Federal and State Business Income Tax Rates

The TCJA reduced the federal corporate tax rate from a progressive tax rate that went up to 35% to one flat tax of 21%. This rate applies to corporations whose tax year began after Jan. 1, 2018.

Note

Corporate tax rates also apply to LLCs who have elected to be taxed as corporationsS corporations and LLCs that elect to be taxed as S corporations pay corporate income taxes through the shareholders' personal tax returns.

State corporate tax rates have also changed.

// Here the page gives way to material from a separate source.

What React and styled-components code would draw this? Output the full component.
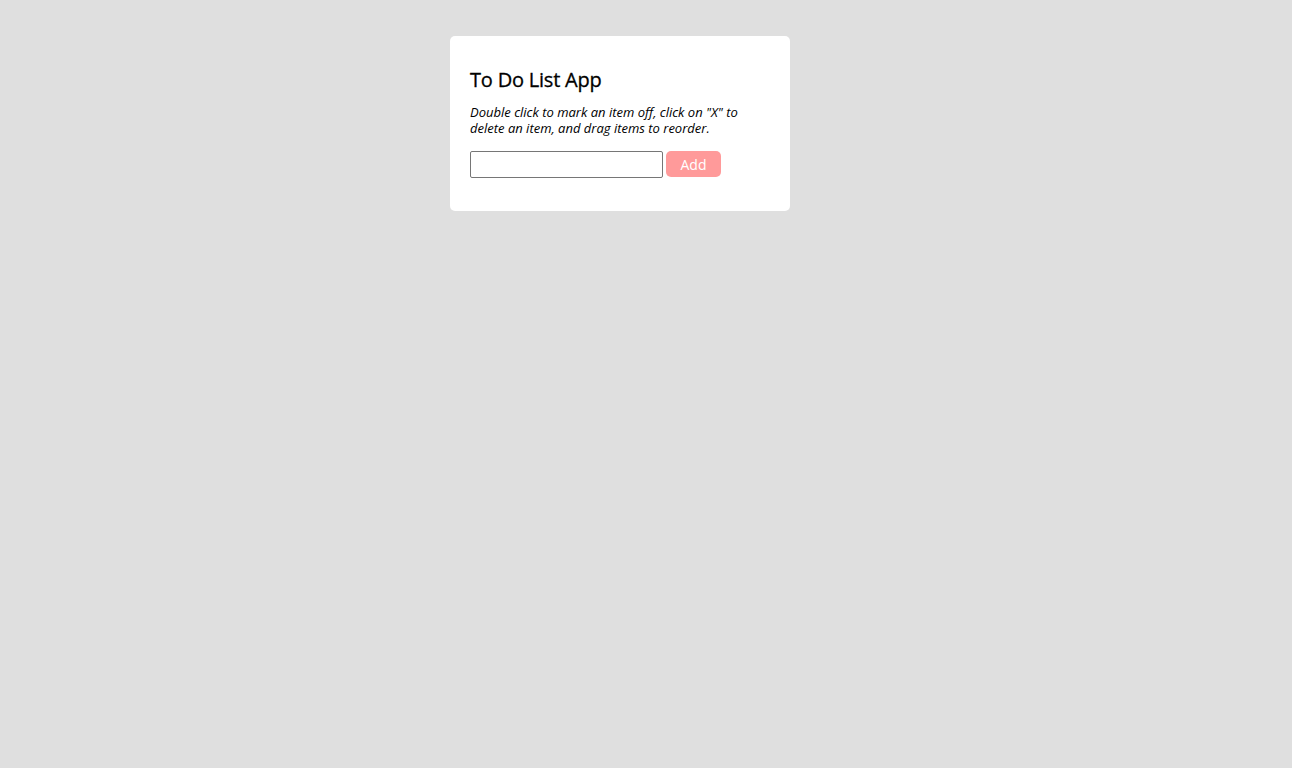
import React from "react";
import styled, { createGlobalStyle } from "styled-components";

const Global = createGlobalStyle`
  html, body { margin: 0; padding: 0; background: #dfdfdf; }
  body { font-family: "Open Sans", "Liberation Sans", sans-serif; }
`;

const Page = styled.div`
  display: flex;
  justify-content: center;
  align-items: flex-start;
  padding: 36px 52px 0 0;
  min-height: 768px;
  box-sizing: border-box;
`;

const Card = styled.div`
  width: 340px;
  box-sizing: border-box;
  background: #fff;
  border-radius: 5px;
  padding: 30px 20px 33px;
`;

const Title = styled.h2`
  margin: 0;
  font-size: 20px;
  line-height: 27px;
  font-weight: 400;
  letter-spacing: -0.2px;
  -webkit-text-stroke: 0.3px #000;
  color: #000;
`;

const Hint = styled.p`
  margin: 11px 0 15px;
  font-size: 13px;
  line-height: 16px;
  font-style: italic;
  color: #000;
`;

const Row = styled.form`
  display: flex;
  align-items: flex-start;
  gap: 3px;
`;

const Input = styled.input`
  width: 193px;
  height: 27px;
  box-sizing: border-box;
  border: 1px solid #767676;
  border-radius: 2px;
  padding: 2px 4px;
  font-family: inherit;
  font-size: 13px;
  outline: none;
`;

const Button = styled.button`
  width: 55px;
  height: 26px;
  border: none;
  border-radius: 5px;
  background: #ff9a9a;
  color: #fff;
  font-family: inherit;
  font-size: 14px;
  padding: 0;
  cursor: pointer;
`;

export default function App() {
  return (
    <>
      <Global />
      <Page>
        <Card>
          <Title>To Do List App</Title>
          <Hint>
            Double click to mark an item off, click on "X" to delete an item, and drag items to reorder.
          </Hint>
          <Row onSubmit={(e) => e.preventDefault()}>
            <Input type="text" />
            <Button type="submit">Add</Button>
          </Row>
        </Card>
      </Page>
    </>
  );
}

Fifteen states and the District of Columbia cut corporate taxes between 2012 and the beginning of 2020.

However, New York state actually increased corporate taxes for businesses making more than $5 million. That bill was signed into law in 2021.

Capital Gains Taxes for Corporate Shareholders

Corporate shareholders don't pay taxes on corporate income. They receive dividends, which are taxed as capital gains. The capital gains tax rate partly depends on how long you've owned the shares. If you've owned them for a year or less, they're taxed as short-term gains, or regular income. If you've owned them for more than a year, they're taxed as long-term gains.

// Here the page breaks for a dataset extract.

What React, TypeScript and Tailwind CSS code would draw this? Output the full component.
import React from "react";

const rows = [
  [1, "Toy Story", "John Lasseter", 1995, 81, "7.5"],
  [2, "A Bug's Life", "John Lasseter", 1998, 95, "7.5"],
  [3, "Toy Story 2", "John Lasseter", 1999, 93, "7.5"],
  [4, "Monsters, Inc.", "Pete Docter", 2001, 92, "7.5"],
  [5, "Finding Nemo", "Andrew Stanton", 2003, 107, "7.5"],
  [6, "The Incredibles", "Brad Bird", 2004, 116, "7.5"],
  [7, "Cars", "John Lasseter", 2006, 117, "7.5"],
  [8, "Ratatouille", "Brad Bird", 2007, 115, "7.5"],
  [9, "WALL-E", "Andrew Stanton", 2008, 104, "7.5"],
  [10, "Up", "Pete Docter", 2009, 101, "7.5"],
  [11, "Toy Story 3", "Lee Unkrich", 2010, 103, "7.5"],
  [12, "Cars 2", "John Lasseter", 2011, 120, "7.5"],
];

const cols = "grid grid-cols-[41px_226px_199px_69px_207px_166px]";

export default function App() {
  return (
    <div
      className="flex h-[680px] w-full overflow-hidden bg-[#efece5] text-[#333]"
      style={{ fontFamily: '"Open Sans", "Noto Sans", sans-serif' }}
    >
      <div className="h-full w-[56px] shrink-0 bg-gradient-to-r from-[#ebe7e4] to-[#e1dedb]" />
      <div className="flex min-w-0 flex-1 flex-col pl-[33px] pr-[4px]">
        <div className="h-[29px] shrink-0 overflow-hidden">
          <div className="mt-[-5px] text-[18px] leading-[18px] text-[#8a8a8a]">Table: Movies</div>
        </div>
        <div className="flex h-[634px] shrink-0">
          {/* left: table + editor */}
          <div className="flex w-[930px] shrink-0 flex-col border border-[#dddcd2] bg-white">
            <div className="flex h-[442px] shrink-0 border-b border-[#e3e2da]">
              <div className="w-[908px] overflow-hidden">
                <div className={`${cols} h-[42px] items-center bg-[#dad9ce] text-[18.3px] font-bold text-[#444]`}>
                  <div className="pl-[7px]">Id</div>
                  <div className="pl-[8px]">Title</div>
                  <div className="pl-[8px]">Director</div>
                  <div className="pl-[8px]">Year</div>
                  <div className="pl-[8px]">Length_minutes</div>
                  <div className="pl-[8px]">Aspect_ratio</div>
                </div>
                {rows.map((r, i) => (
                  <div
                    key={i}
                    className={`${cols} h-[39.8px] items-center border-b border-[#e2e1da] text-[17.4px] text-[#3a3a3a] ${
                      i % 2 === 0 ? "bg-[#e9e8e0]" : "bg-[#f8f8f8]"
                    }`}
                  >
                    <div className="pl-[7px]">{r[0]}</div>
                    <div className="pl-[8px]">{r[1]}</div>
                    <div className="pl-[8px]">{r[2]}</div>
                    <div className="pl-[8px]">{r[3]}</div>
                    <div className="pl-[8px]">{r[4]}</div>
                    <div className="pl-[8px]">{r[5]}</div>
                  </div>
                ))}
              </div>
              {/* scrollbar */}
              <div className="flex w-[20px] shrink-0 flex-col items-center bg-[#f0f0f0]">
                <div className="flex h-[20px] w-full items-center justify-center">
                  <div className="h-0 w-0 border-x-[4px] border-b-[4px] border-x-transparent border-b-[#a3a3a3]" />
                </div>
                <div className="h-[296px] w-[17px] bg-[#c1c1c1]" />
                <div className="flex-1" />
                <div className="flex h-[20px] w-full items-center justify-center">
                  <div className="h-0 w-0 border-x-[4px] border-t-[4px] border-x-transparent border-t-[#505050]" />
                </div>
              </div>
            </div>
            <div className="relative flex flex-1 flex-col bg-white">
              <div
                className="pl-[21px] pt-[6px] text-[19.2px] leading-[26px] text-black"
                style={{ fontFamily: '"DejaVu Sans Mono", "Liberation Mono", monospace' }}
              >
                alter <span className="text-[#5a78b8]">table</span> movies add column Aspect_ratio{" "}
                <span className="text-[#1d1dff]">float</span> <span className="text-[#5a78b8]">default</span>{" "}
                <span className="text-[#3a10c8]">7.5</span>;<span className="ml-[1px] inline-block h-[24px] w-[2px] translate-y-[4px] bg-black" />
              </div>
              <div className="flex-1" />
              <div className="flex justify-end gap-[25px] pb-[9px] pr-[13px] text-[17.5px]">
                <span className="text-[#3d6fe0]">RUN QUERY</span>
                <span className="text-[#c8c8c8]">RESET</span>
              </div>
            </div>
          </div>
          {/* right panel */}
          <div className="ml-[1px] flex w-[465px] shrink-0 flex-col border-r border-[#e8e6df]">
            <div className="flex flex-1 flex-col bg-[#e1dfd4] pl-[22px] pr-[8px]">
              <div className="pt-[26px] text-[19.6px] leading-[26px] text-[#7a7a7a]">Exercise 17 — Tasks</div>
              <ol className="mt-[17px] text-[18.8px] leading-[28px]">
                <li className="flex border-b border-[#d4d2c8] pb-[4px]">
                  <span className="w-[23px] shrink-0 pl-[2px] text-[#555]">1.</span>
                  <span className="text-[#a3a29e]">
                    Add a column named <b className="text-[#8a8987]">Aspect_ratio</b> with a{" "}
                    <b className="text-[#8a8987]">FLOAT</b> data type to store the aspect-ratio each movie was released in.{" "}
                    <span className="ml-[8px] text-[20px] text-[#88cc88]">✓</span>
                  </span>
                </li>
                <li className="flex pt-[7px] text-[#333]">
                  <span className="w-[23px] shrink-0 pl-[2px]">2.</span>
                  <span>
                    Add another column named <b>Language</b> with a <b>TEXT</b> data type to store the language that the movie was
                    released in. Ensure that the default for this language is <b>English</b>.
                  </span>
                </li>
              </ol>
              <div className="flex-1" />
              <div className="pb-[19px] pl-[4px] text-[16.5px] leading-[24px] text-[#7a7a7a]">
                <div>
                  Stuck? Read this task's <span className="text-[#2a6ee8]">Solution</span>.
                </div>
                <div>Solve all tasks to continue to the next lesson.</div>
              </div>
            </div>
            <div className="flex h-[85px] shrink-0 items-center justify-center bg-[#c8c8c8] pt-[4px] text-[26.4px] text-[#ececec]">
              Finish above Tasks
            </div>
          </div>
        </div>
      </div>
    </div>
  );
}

For single filers who make less than $445,851, the capital gains tax rate is 15% or less. Some or all of your net capital gain may be taxed at 0% if taxable income is less than $40,400 as of 2022.

Taxes for S Corporations

The tax rate for S corporations is the tax rate for the owners. An S corporation doesn't pay tax as a corporation. The tax is passed through to the shareholders (owners) instead, who report the income and pay the tax on their personal tax returns.

Each shareholder receives a Schedule K-1 showing the owner's share of distribution (not including dividends).

The taxable amount of the shareholder's distributions is set based on the shareholder's stock basis (what the person paid for the stock originally).

S corporation shareholder distributions (not including dividends) are taxed as capital gains on the owner's personal tax return. The gain is a long-term capital gain if the stock has been held longer than a year.

Note

Shareholders of corporations and S corporations receive a 1099-DIV form each year showing the dividend income for a tax year. This income is taxed as a capital gain. You can report capital gains or losses from corporation dividends or S corporation distributions and dividends on Schedule D Capital Gains and Losses.

Blended Tax Calculation for 2018 Filing

If your corporation's tax year began before Jan. 1, 2018, and it ended after Dec. 31, 2017, you would need to figure and apportion your tax amount by blending the rates in effect before Jan. 1, 2018, with the rate in effect after Dec. 31, 2017. The IRS has a worksheet to help you with this calculation.

State Taxes for Corporations

Most corporations must pay state income tax. 44 states have a corporate income tax, but South Dakota and Wyoming are the only states that do not have a corporate income tax or a gross receipts tax. For the 2022 tax year, state tax rates for corporations range from 2.5% in North Carolina to 11.5% in New Jersey.

Accumulated Earnings Tax

Corporations may have to pay an additional accumulated earnings tax of 20%, if they make more than what the reasonable needs of the business are.

The IRS typically looks at an accumulation of $150,000 to $250,000 as reasonable, depending on the business. The corporation needs a bona fide business reason for accumulating earnings, such as actual moves to expand the business. The burden is on the corporation to justify the need to accumulate earnings.

Corporations and the Double Tax Dilemma

The profit of a corporation is taxed to the corporation when it is earned, then it's again taxed to the shareholders when it's distributed as dividends. This creates a double tax. The individual shareholders must report this income on their individual tax returns if the corporation distributes all or part of its income to shareholders as dividends.

The stock basis discussed above is considered a return of capital investment if the corporation pays a shareholder back for investment in the company. Only amounts over the stock basis are taxable to the shareholders.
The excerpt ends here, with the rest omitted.